In-medium heavy quark-antiquark $T$-matrix without partial wave expansion

TL;DR

This paper introduces a method to compute the heavy quark-antiquark T-matrix in quark-gluon plasma without partial wave expansion, revealing the necessity of many partial waves for accurate results and enabling the study of bound states.

Contribution

The paper presents a novel approach to calculate the T-matrix directly without partial wave expansion, improving efficiency and accuracy in analyzing quark-antiquark interactions in QGP.

Findings

Many partial waves (10-20) are needed for accurate scattering amplitude matching.

The new method efficiently computes the full scattering amplitude.

Bound states with different quantum numbers are identified below the mass threshold.

Abstract

The T-matrix of the heavy quark-antiquark ($Q\bar{Q}$) pair interacting through a screened Cornell potential in the quark-gluon plasma (QGP) is computed without employing the partial wave expansion. This is compared with the results obtained using the conventional method of partial wave expansion.
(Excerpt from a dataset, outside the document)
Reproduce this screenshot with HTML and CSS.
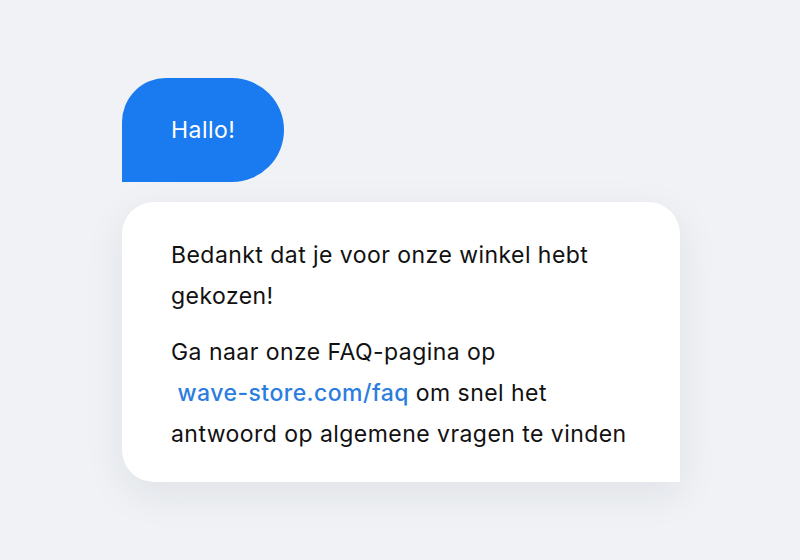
FILE: index.html
```html
<!DOCTYPE html>
<html lang="nl">
<head>
<meta charset="utf-8">
<link rel="stylesheet" href="styles.css">
</head>
<body>
<main class="chat">
  <div class="bubble bubble-out">Hallo!</div>
  <div class="bubble bubble-in">
    <p class="para">Bedankt dat je voor onze winkel hebt gekozen!</p>
    <p class="para">Ga naar onze FAQ-pagina op <a class="link" href="#">&nbsp;wave-store.com/faq</a> om snel het antwoord op algemene vragen te vinden</p>
  </div>
</main>
</body>
</html>
```
FILE: styles.css
```css
html, body {
  margin: 0;
  padding: 0;
  width: 800px;
  height: 560px;
  background: #f0f2f5;
  overflow: hidden;
}
.chat {
  display: flex;
  flex-direction: column;
  align-items: flex-start;
  gap: 20px;
  padding: 78px 0 0 122px;
  font-family: Inter, "Noto Sans", sans-serif;
  font-size: 23px;
  letter-spacing: 0.45px;
}
.bubble-out {
  box-sizing: border-box;
  height: 104px;
  padding: 0 49px;
  display: flex;
  align-items: center;
  background: #1a7bf0;
  color: #ffffff;
  border-radius: 44px 52px 52px 0;
}
.bubble-in {
  box-sizing: border-box;
  width: 558px;
  height: 280px;
  padding: 33px 43px 0 49px;
  background: #ffffff;
  color: #111111;
  line-height: 41px;
  border-radius: 32px 32px 0 32px;
  box-shadow: 0 12px 40px rgba(30, 40, 60, 0.08);
}
.para {
  margin: 0 0 15px;
}
.link {
  color: #2b7de0;
  font-weight: 500;
  text-decoration: none;
  white-space: nowrap;
}
```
Through a comprehensive survey over a range of screening mass and center-of-mass energy, which, when combined, determine the orbital angular momentum involved in the scattering through the associated force range and incident momentum, it is demonstrated that a substantial number of partial wave terms are necessary to precisely match the full scattering amplitude directly obtained from the method without partial wave expansion. For moderate screening masses (corresponding to one to two times the crossover transition temperature) and center-of-mass energy, the number of partial waves required for satisfactory matching turns out as large as 10-20, substantially larger than what one would expect based on simply measuring the magnitudes of the first few partial wave amplitudes. This highlights the efficiency of the new method in directly obtaining the full scattering amplitude needed for further computation of phenomenological observables. We also employ the new method to calculate the T-matrix at center-of-mass energies below the $Q\bar{Q}$ mass threshold, and demonstrate the presence of bound states of different orbital quantum numbers simultaneously in a single energy scan.